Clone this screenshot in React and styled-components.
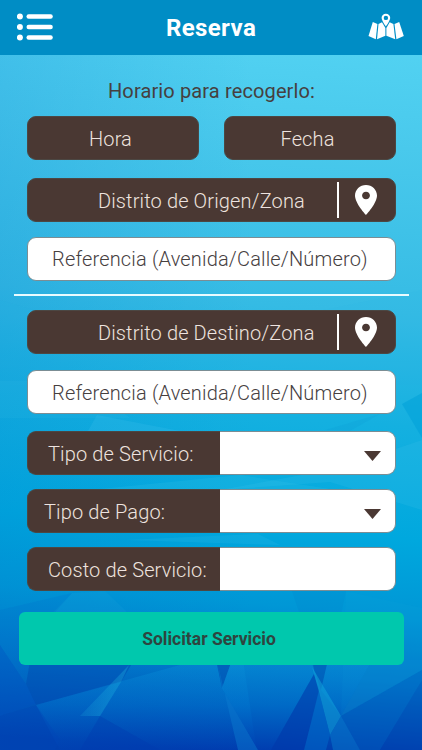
import styled, { createGlobalStyle } from 'styled-components';

const GlobalStyle = createGlobalStyle`
  * {
    box-sizing: border-box;
  }
  body {
    margin: 0;
    background: #0038a8;
  }
`;

const Screen = styled.div`
  position: relative;
  width: 422px;
  height: 750px;
  overflow: hidden;
  font-family: Roboto, 'Liberation Sans', sans-serif;
  color: #46403f;
`;

const Backdrop = styled.svg`
  position: absolute;
  inset: 0;
  z-index: 0;
`;

const Content = styled.div`
  position: relative;
  z-index: 1;
  display: flex;
  flex-direction: column;
`;

const Header = styled.header`
  display: flex;
  justify-content: space-between;
  align-items: center;
  height: 55px;
  padding: 0 18px 2px 17px;
  background: #008dc5;
`;

const Title = styled.h1`
  margin: 3px 0 0;
  font-size: 24px;
  line-height: 28px;
  font-weight: 700;
  letter-spacing: 0.4px;
  color: white;
`;

const Form = styled.main`
  display: flex;
  flex-direction: column;
  padding: 22px 26px 0 27px;
`;

const Heading = styled.h2`
  margin: 0 0 11px;
  font-size: 20px;
  line-height: 28px;
  font-weight: 400;
  text-align: center;
`;

const Text = styled.span`
  white-space: nowrap;
  letter-spacing: ${({ $spacing }) => $spacing ?? 0.13}px;
`;

const Pair = styled.div`
  display: grid;
  grid-template-columns: 1fr 1fr;
  gap: 25px;
  margin-bottom: 18px;
`;

const PickerButton = styled.button`
  height: 44px;
  padding: 2px 5px 0 0;
  border: 1px solid #4c4743;
  border-radius: 9px;
  background: #4a3833;
  color: #eee3df;
  font: 300 20px Roboto, sans-serif;
`;

const District = styled.div`
  display: flex;
  align-items: center;
  height: 44px;
  margin-bottom: ${({ $gap }) => $gap}px;
  padding: 0 18px 0 70px;
  border: 1px solid #4c4743;
  border-radius: 9px;
  background: #4a3833;
  color: #eee3df;
  font-size: 20px;
  font-weight: 300;
`;

const DistrictLabel = styled.div`
  padding-top: 2px;
`;

const PinArea = styled.div`
  display: flex;
  align-items: center;
  height: 36px;
  margin-left: auto;
  padding-left: 16px;
  border-left: 2px solid #fff;
`;

const Reference = styled.div`
  display: flex;
  align-items: center;
  height: 44px;
  padding: ${({ $drop }) => $drop || 0}px 0 0 24px;
  border: 1px solid #7b8d94;
  border-radius: 9px;
  background: white;
  font-size: 20px;
  font-weight: 300;
`;

const Separator = styled.hr`
  width: 395px;
  height: 2px;
  margin: 13px 0 14px -13px;
  border: 0;
  background: #e8fbff;
`;

const Field = styled.div`
  display: flex;
  height: 44px;
  margin-top: ${({ $gap }) => $gap}px;
`;

const FieldLabel = styled.div`
  display: flex;
  align-items: center;
  width: 193px;
  padding: 2px 0 0 ${({ $indent }) => $indent}px;
  border: 1px solid #4c4743;
  border-right: 0;
  border-radius: 9px 0 0 9px;
  background: #4a3833;
  color: #eee3df;
  font-size: 20px;
  font-weight: 300;
`;

const FieldValue = styled.div`
  flex: 1;
  display: flex;
  align-items: center;
  justify-content: flex-end;
  padding: 5px 14px 0 0;
  border: 1px solid #7b8d94;
  border-left: 0;
  border-radius: 0 9px 9px 0;
  background: white;
`;

const Submit = styled.button`
  height: 53px;
  margin: 21px -8px 0;
  padding: 0 5px 0 0;
  border: 0;
  border-radius: 6px;
  background: #00c8ad;
  color: #2e4540;
  font: 700 17.5px Roboto, sans-serif;
`;

const shards = [
  { points: '0,300 150,345 422,290 422,385 0,385', fill: '#20b8e8', o: 0.08 },
  { points: '402,404 422,393 422,438', fill: '#00a0d8', o: 0.55 },
  { points: '0,381 80,381 130,418 0,418', fill: '#45c4ee', o: 0.1 },
  { points: '97,415 88,431 180,431', fill: '#45c4ee', o: 0.2 },
  { points: '325,430 380,414 350,431', fill: '#078fcc', o: 0.12 },
  { points: '220,490 340,468 422,440 422,510 330,482', fill: '#4bcaec', o: 0.16 },
  { points: '100,489 240,475 330,489', fill: '#4bcaec', o: 0.14 },
  { points: '125,540 280,545 258,534', fill: '#4bcaec', o: 0.13 },
  { points: '72,593 105,591 130,615 50,615', fill: '#26aee2', o: 0.12 },
  { points: '0,610 72,593 34,636 26,684 0,645', fill: '#0064c4', o: 0.16 },
  { points: '292,591 346,591 341,615 300,615', fill: '#0068b8', o: 0.1 },
  { points: '346,591 422,608 422,670 341,716', fill: '#10a2dc', o: 0.14 },
  { points: '0,645 26,684 36,704 0,716', fill: '#004fc0', o: 0.4 },
  { points: '32,650 140,650 121,682 36,705 26,684', fill: '#0047b0', o: 0.45 },
  { points: '36,705 180,665 240,640 256,746 258,750 60,750', fill: 'url(#lit)', o: 0.4 },
  { points: '0,716 36,705 60,740 55,750 0,750', fill: '#0046b8', o: 0.35 },
  { points: '129,665 121,682 100,716 80,716', fill: 'url(#streak)', o: 0.34 },
  { points: '100,716 80,750 160,750', fill: '#003aae', o: 0.35 },
  { points: '216,660 232,660 222,688', fill: '#003ca6', o: 0.45 },
  { points: '222,688 218,665 238,750 258,750', fill: '#0a7cd0', o: 0.45 },
  { points: '222,688 232,660 314,660 314,674 271,750 258,750', fill: 'url(#lit)', o: 0.45 },
  { points: '314,674 271,750 304,750 319,690', fill: '#0038ac', o: 0.5 },
  { points: '311,660 328,660 321,690', fill: '#004aaf', o: 0.42 },
  { points: '328,660 372,660 341,716 321,690', fill: 'url(#lit)', o: 0.5 },
  { points: '312,667 341,716 330,735 319,692', fill: '#12a8dc', o: 0.5 },
  { points: '319,692 304,750 326,750 330,735', fill: '#006bcb', o: 0.5 },
  { points: '341,716 422,670 422,680 380,750 360,750', fill: '#0063c4', o: 0.35 },
  { points: '341,716 372,660 422,660 422,670', fill: '#0a8dd3', o: 0.25 },
  { points: '422,680 380,750 422,750', fill: '#0040b0', o: 0.3 },
  { points: '330,735 341,716 360,750 333,750', fill: '#0a86d4', o: 0.4 },
];

function FacetedBackdrop() {
  return (
    <Backdrop width="422" height="750" viewBox="0 0 422 750" aria-hidden="true">
      <defs>
        <linearGradient id="sky" x1="0.52" y1="0" x2="0.48" y2="1">
          <stop offset="0" stopColor="#55d5f4" />
          <stop offset="0.18" stopColor="#49c9ec" />
          <stop offset="0.4" stopColor="#35bbe4" />
          <stop offset="0.55" stopColor="#14b0e0" />
          <stop offset="0.7" stopColor="#00a8de" />
          <stop offset="0.8" stopColor="#0097d6" />
          <stop offset="0.89" stopColor="#0077ca" />
          <stop offset="1" stopColor="#0038ab" />
        </linearGradient>
        <linearGradient id="shade" x1="0" y1="0" x2="1" y2="0">
          <stop offset="0" stopColor="#0078cc" stopOpacity="0.18" />
          <stop offset="0.6" stopColor="#0078cc" stopOpacity="0" />
        </linearGradient>
        <linearGradient id="lit" gradientUnits="userSpaceOnUse" x1="0" y1="660" x2="0" y2="750">
          <stop offset="0" stopColor="#0a92d8" />
          <stop offset="0.5" stopColor="#0078d0" />
          <stop offset="1" stopColor="#0040b4" />
        </linearGradient>
        <linearGradient id="streak" gradientUnits="userSpaceOnUse" x1="80" y1="690" x2="108" y2="704">
          <stop offset="0" stopColor="#1cb1df" stopOpacity="0.2" />
          <stop offset="1" stopColor="#1cb1df" />
        </linearGradient>
      </defs>
      <rect width="422" height="750" fill="url(#sky)" />
      <rect width="422" height="750" fill="url(#shade)" />
      {shards.map((s) => (
        <polygon key={s.points} points={s.points} fill={s.fill} opacity={s.o} />
      ))}
    </Backdrop>
  );
}

function MenuIcon() {
  return (
    <svg width="37" height="28" viewBox="0 0 37 28" fill="white">
      {[3.5, 14, 24.5].map((y) => (
        <g key={y}>
          <circle cx="2.9" cy={y} r="3" />
          <rect x="9.5" y={y - 2.2} width="26.3" height="4.4" rx="2.2" />
        </g>
      ))}
    </svg>
  );
}

function MapIcon() {
  return (
    <svg width="36" height="27" viewBox="0 0 36 27" fill="white">
      <path d="M4.8 9 9.4 11 7.8 26.3 .5 23z" />
      <path d="M10.5 11 14 9.2 17.4 15V22.7L9 26.3z" />
      <path d="M18.4 15 21.7 9.2 25.4 11 27.2 26.3 18.4 22.7z" />
      <path d="M26.5 11 31.2 9 35.8 23 28.4 26.3z" />
      <path
        fillRule="evenodd"
        d="M17.9.7c-2.5 0-4.3 1.8-4.3 4.1 0 3 4.3 8.6 4.3 8.6s4.3-5.6 4.3-8.6c0-2.3-1.8-4.1-4.3-4.1zm0 2a2.2 2.2 0 1 1 0 4.4 2.2 2.2 0 0 1 0-4.4z"
      />
    </svg>
  );
}

function PinIcon() {
  return (
    <svg width="22" height="30" viewBox="5 2 14 20" preserveAspectRatio="none" fill="white">
      <path d="M12 2C8.13 2 5 5.13 5 9c0 5.25 7 13 7 13s7-7.75 7-13c0-3.87-3.13-7-7-7zm0 9.5c-1.38 0-2.5-1.12-2.5-2.5s1.12-2.5 2.5-2.5 2.5 1.12 2.5 2.5-1.12 2.5-2.5 2.5z" />
    </svg>
  );
}

function Caret() {
  return (
    <svg width="17" height="10" viewBox="0 0 17 10" fill="#4a3833">
      <path d="M0 0H17L8.5 10z" />
    </svg>
  );
}

function DistrictRow({ label, gap }) {
  return (
    <District $gap={gap}>
      <DistrictLabel>
        <Text>{label}</Text>
      </DistrictLabel>
      <PinArea>
        <PinIcon />
      </PinArea>
    </District>
  );
}

function FieldRow({ label, indent, gap, select }) {
  return (
    <Field $gap={gap}>
      <FieldLabel $indent={indent}>
        <Text>{label}</Text>
      </FieldLabel>
      <FieldValue>{select && <Caret />}</FieldValue>
    </Field>
  );
}

function App() {
  return (
    <Screen>
      <GlobalStyle />
      <FacetedBackdrop />
      <Content>
        <Header>
          <MenuIcon />
          <Title>Reserva</Title>
          <MapIcon />
        </Header>
        <Form>
          <Heading>
            <Text>Horario para recogerlo:</Text>
          </Heading>
          <Pair>
            <PickerButton>
              <Text>Hora</Text>
            </PickerButton>
            <PickerButton>
              <Text>Fecha</Text>
            </PickerButton>
          </Pair>
          <DistrictRow label="Distrito de Origen/Zona" gap={15} />
          <Reference>
            <Text $spacing={0.17}>Referencia (Avenida/Calle/Número)</Text>
          </Reference>
          <Separator />
          <DistrictRow label="Distrito de Destino/Zona" gap={16} />
          <Reference $drop={2}>
            <Text $spacing={0.17}>Referencia (Avenida/Calle/Número)</Text>
          </Reference>
          <FieldRow label="Tipo de Servicio:" indent={20} gap={17} select />
          <FieldRow label="Tipo de Pago:" indent={16} gap={14} select />
          <FieldRow label="Costo de Servicio:" indent={20} gap={14} />
          <Submit>
            <Text $spacing={0}>Solicitar Servicio</Text>
          </Submit>
        </Form>
      </Content>
    </Screen>
  );
}

export default App;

Prompt: Write out every line of the data that holds the word "components".

Completed task:
Clone this screenshot in React and styled-components.
import styled, { createGlobalStyle } from 'styled-components';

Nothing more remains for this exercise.